Except for the rights arising out of, provided for, or reserved in this Settlement Agreement, each member of the proposed Settlement Class who does not opt-out of the proposed Settlement Class, for and on behalf of themselves, and their respective predecessors, successors assigns, affiliates and subsidiaries (collectively, the "Releasing Parties"), do hereby fully and forever release and discharge the Defendant and its respective officers, directors, shareholders, affiliates, agents, employees, partners, members, accountants, attorneys, representatives and other agents, and all of their respective predecessors, successors and assigns (collectively, the "Released Parties"), of and from any and all claims, demands, debts, liabilities, obligations, liens, actions and causes of action, costs, expenses, attorneys' fees and damages of whatever kind or nature, at law, in equity and otherwise, whether known or unknown, anticipated, suspected or disclosed, which the Releasing Parties had or may now have against the Released Parties, which relate to or are based on employment of the Named Plaintiff and the other proposed Settlement Class Members with Defendant including but not limited to the WARN Act, the Fair Labor Standards Act, the Pennsylvania Wage Payment and Collection Law and/or the Pennsylvania Minimum Wage Act, state statutory law (excluding workers' compensation laws, unemployment compensation laws and discrimination laws) or common law (e.g., unjust enrichment, quantum meruit) concerning their compensation, hours of work, pay for those hours of work, or Defendant's payroll practices-except that nothing herein shall release or impair in any way the Releasing Parties' rights to those certain settlements reached by the Commonwealth of Pennsylvania Department of Labor and Industry Bureau of Labor Law Compliance governing the payment of wages including overtime.

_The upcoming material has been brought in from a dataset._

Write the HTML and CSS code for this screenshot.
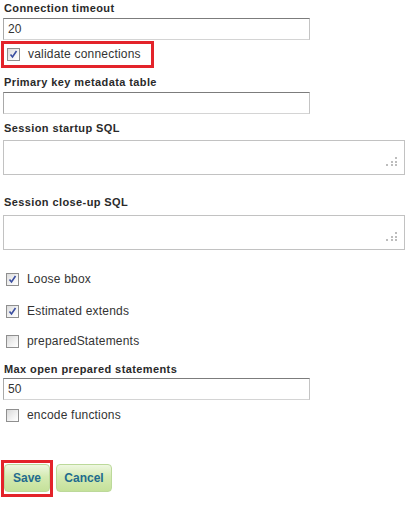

6. The terms of the Settlement Agreement are herein incorporated as part of this Order.

7. Consistent with the parties' agreement, in the event that any Settlement Class Member funds remain uncashed upon the 181st day following the initial payment of the Settlement Amount, such unclaimed funds ("Residual Funds") shall (1) be used to make WARN Act distributions to additional Settlement Class Members, if any, who may be identified after Class Counsel have made the distributions of the Settlement Amount and who fall within the Class Definition herein but who did not appear on Schedule 1 ("Additional Settlement Class Members"); (2) be distributed pro rata to Settlement Class Members through a supplemental distribution as long as Class Counsel determines that such distribution is feasible, and (3) if any Residual Funds remain after distributions are made to any Additional Class Members or current Settlement Class Members as a supplemental distributions, then the Residual Funds should be donated to The Impact Fund, a non-profit 501(c)(3) charitable organization dedicated to employee rights. No portion of the Residual Funds shall revert to or be retained by Class Counsel or Defendant for any reason.

8. Without affecting the finality of the judgment, this Court hereby reserves and retains jurisdiction over this settlement, including the administration and consummation of the terms of the settlement. In addition, without affecting the finality of this judgment, this Court retains exclusive jurisdiction over Defendant and each member of the Settlement Class for any suit, action, proceeding or dispute arising out of or relating to this Order, the Settlement Agreement or the applicability of the Settlement Agreement.

9. This Court finds, in accordance with Rule 54(b), that there is no just reason for delay in the enforcement of this Order. This action is hereby dismissed on the merits, with prejudice. The Parties are to comply with all the terms of the Settlement Agreement and this Order. The Clerk of Court is directed to enter final judgment and to mark this matter CLOSED.

FootNotes


1. The eight opt-outs were: Gerthy Bijoux; Alisa Parker; Roberto Rodriguez; Lourdes Santos; Jackie Stevens; Elena Zorrilla; Mayerlin Zorrilla; and Mery Zorrilla. On October 21, 2016, this Court received an opt-out from from Tyrina Fulcher. [ECF 36]. Because Ms. Fulcher filed her opt-out after the June 24, 2016, deadline for opting out, her opt-out is not effective, and she is part of the Settlement Class. [See ECF 30 at 3; 33-5 ¶ 17].